Back in 2013 when Marr made his remarks about Scotland’s supposedly toxic anglophobia, many people in Scotland were still prepared to give the BBC and the British media in general the benefit of the doubt and hope that they would treat the Scottish independence debate impartially and fairly. Those hopes were well and truly smashed during the 2014 campaign and by everything that has happened since.

It is now beyond any doubt that the BBC will not be an impartial observer of and reporter on the independence campaign in this second referendum which lies ahead but rather, along with the explicitly anti-independence print media, it will be an active and enthusiastic participant in the independence campaign on the anti-independence side. The BBC is going to behave in this second campaign exactly as it behaved the first time around. It is clear that it has already dusted off the BBC British nationalist playbook from 2014. Following the publication of the first in the Scottish government’s series of papers making a fresh case for an independent Scotland, the BBC has focused almost exclusively on the lawfulness of another referendum should Johnson withhold a Section 30 order. It has paid very little attention to the substance of the paper, comparing Scotland’s performance as a part of the UK with that of a range of similar Northern European nations, a comparison which proves that Westminster is holding Scotland back and preventing it from achieving its full potential. The agenda of the BBC in response to the publication of the paper is very much that of the anti-independence parties.

What the BBC has carefully avoided is any discussion of what it would mean for the character and nature of this supposed union and for democracy in Scotland if the anti-independence parties resort to the courts or to appeals to Boris Johnson in order to veto the democratic right of the people of Scotland to determine for themselves the form of government best suited to their needs.

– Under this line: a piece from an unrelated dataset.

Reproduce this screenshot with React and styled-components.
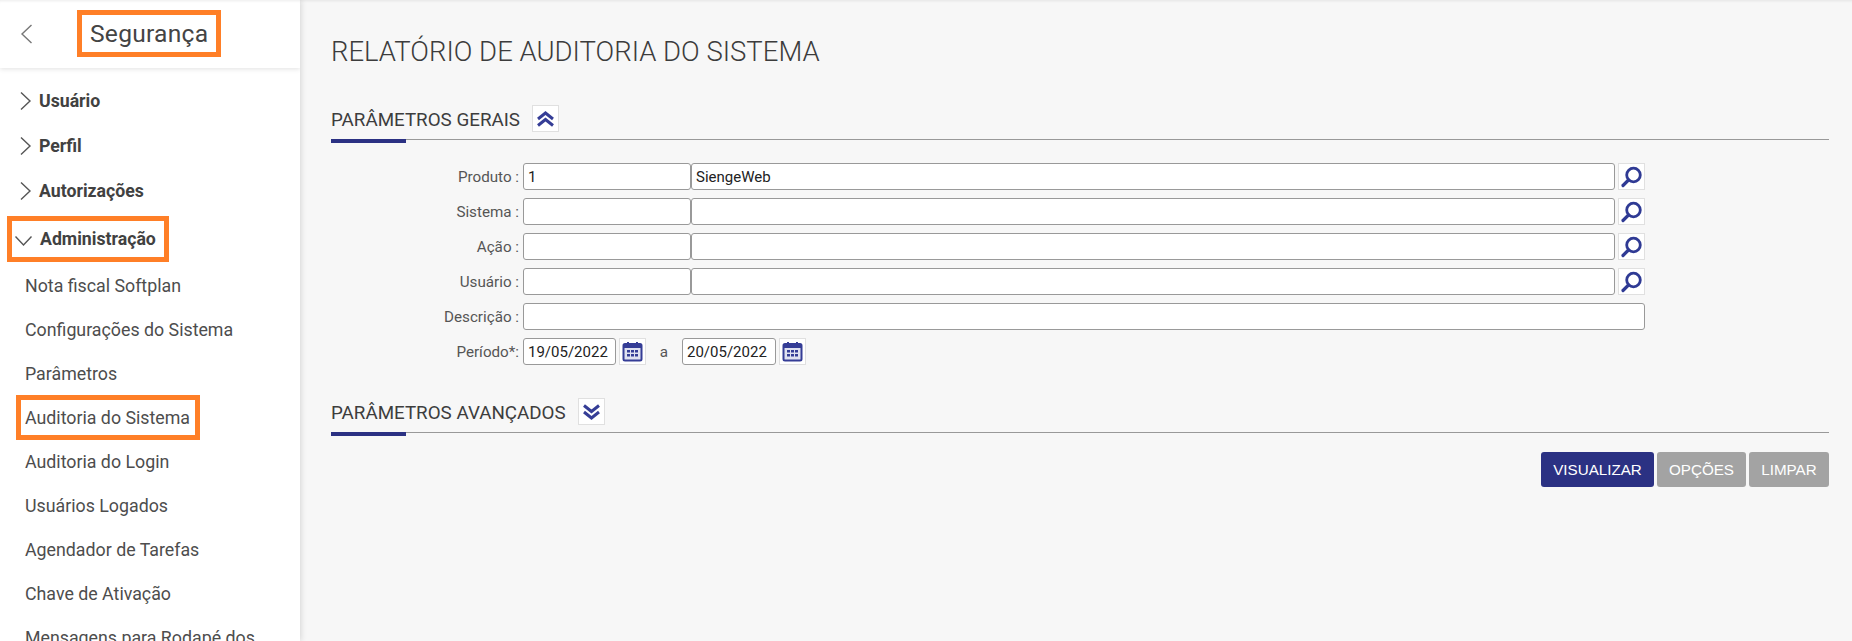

The BBC is not a reporter on Scotland’s constitutional debate but a participant in it. An organisation whose charter dictates that its role is to “contribute to the social cohesion and well being of the United Kingdom” is institutionally incapable of reporting objectively and fairly on a debate in which a part of the United Kingdom weighs up whether it wishes to continue being a part of the United Kingdom.

As we enter a second independence referendum campaign it is vital that the independence movement develops and builds upon its alternative means of reaching out to the people of this country. The British nationalists will not be as complacent this time around as they were in the early stages of the 2014 campaign. This time they know that they could lose, and they know that they have destroyed most of their strongest arguments and claims from the first referendum campaign. Our job is to make sure that the people of Scotland know it too. We need to be our own media, the media that we need. As yer maw always telt ye, if ye want something done, ye need tae dae it yersel.